■ GIVEN INSTRUCTION ■
Using the records below, copy exactly the part that opens with the line holding "Recreate this image" and closes with the line holding "import React from 'react';", minus the pictures.

** START OF DATA EXCERPTS **

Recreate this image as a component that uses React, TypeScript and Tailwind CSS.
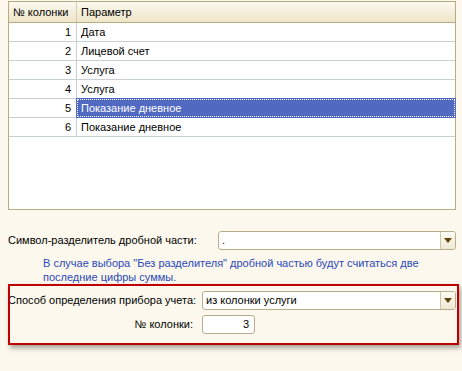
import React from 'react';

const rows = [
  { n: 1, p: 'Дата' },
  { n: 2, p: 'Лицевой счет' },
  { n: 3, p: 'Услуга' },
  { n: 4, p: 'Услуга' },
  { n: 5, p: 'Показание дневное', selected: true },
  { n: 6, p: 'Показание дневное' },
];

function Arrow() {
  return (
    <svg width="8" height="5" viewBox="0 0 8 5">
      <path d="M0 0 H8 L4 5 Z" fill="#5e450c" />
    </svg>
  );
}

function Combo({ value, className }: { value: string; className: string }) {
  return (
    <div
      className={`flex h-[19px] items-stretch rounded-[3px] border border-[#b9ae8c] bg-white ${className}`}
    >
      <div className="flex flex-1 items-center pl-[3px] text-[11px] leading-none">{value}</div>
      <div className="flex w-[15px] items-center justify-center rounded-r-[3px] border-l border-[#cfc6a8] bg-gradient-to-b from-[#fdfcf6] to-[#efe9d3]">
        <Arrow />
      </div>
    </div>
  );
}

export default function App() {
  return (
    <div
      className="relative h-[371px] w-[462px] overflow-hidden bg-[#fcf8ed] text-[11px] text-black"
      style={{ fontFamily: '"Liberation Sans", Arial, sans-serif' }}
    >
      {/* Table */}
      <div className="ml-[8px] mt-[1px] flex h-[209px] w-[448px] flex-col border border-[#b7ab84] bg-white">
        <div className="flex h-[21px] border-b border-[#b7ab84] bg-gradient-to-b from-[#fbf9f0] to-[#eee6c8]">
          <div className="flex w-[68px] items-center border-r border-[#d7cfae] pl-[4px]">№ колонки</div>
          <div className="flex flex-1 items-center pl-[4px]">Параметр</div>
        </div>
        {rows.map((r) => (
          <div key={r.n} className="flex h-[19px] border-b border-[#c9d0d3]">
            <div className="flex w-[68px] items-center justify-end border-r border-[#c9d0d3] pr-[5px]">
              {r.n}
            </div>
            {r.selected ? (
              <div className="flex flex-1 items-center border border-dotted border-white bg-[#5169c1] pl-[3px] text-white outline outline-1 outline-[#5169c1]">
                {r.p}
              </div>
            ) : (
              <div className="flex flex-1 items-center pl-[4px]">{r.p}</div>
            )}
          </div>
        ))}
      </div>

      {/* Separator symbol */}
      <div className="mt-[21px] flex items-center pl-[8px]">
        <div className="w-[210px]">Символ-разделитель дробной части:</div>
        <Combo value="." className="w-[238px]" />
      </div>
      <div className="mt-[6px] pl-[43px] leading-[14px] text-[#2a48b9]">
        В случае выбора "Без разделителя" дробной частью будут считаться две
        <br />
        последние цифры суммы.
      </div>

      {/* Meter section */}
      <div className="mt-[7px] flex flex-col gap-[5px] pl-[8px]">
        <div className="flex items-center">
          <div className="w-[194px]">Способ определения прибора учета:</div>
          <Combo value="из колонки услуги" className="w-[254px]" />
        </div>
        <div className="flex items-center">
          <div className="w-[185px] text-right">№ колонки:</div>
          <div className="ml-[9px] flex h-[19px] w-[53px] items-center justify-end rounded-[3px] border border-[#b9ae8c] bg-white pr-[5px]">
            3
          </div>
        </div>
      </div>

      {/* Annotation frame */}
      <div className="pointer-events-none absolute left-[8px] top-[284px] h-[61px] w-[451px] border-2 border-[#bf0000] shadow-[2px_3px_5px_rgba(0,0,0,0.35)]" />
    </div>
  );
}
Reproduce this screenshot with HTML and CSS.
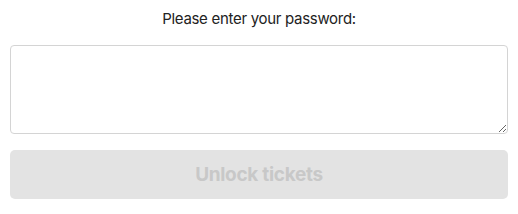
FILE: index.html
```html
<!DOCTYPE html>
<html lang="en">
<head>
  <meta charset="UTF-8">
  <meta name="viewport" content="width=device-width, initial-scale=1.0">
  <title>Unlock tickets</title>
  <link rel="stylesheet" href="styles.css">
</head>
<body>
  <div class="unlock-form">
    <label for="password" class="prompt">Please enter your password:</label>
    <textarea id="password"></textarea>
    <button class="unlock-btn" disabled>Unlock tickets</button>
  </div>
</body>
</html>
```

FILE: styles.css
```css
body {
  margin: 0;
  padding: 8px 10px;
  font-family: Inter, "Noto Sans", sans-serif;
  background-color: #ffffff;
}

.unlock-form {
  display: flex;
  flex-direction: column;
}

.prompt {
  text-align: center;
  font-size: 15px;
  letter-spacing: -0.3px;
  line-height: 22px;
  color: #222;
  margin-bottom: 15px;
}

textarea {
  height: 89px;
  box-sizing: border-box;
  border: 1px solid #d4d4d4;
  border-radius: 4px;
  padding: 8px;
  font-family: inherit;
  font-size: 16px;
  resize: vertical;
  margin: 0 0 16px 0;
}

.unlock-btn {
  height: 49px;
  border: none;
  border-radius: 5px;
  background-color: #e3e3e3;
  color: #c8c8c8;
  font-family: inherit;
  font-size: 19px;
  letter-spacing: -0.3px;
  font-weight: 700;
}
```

** END OF DATA EXCERPTS **
** START OF DATA EXCERPTS **

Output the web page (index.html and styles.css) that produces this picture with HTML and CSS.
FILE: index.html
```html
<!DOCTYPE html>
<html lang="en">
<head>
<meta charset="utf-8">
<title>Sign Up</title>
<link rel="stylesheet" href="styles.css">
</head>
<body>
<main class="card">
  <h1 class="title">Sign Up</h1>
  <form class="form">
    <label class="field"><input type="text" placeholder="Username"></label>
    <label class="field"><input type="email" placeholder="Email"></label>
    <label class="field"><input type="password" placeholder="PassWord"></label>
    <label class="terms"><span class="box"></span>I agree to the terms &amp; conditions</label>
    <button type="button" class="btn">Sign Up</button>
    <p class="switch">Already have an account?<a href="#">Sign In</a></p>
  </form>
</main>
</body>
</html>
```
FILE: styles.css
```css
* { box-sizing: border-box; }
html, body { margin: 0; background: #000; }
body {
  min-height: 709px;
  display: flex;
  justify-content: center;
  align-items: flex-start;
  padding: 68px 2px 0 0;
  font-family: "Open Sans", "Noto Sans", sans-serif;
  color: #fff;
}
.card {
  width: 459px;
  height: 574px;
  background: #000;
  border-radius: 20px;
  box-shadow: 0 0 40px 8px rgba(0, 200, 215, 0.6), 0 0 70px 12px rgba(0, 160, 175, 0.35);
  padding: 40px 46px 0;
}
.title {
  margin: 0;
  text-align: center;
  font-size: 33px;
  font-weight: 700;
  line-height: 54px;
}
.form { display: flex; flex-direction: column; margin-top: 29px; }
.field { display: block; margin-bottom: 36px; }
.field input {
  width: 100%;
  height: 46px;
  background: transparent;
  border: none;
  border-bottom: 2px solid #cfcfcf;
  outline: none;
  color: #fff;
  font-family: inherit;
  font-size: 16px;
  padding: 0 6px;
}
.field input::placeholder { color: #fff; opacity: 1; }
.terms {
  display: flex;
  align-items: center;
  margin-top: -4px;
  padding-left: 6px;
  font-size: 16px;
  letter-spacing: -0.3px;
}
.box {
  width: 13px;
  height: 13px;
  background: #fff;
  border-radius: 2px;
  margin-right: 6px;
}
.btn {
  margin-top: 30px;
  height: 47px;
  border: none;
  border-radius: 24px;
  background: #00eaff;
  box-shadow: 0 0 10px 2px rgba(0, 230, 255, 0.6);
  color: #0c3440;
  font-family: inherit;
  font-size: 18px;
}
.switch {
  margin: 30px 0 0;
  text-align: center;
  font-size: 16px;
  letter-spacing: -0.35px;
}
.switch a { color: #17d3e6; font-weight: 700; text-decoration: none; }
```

** END OF DATA EXCERPTS **

■ EXERCISE SOLUTION ■
Recreate this image as a component that uses React, TypeScript and Tailwind CSS.
import React from 'react';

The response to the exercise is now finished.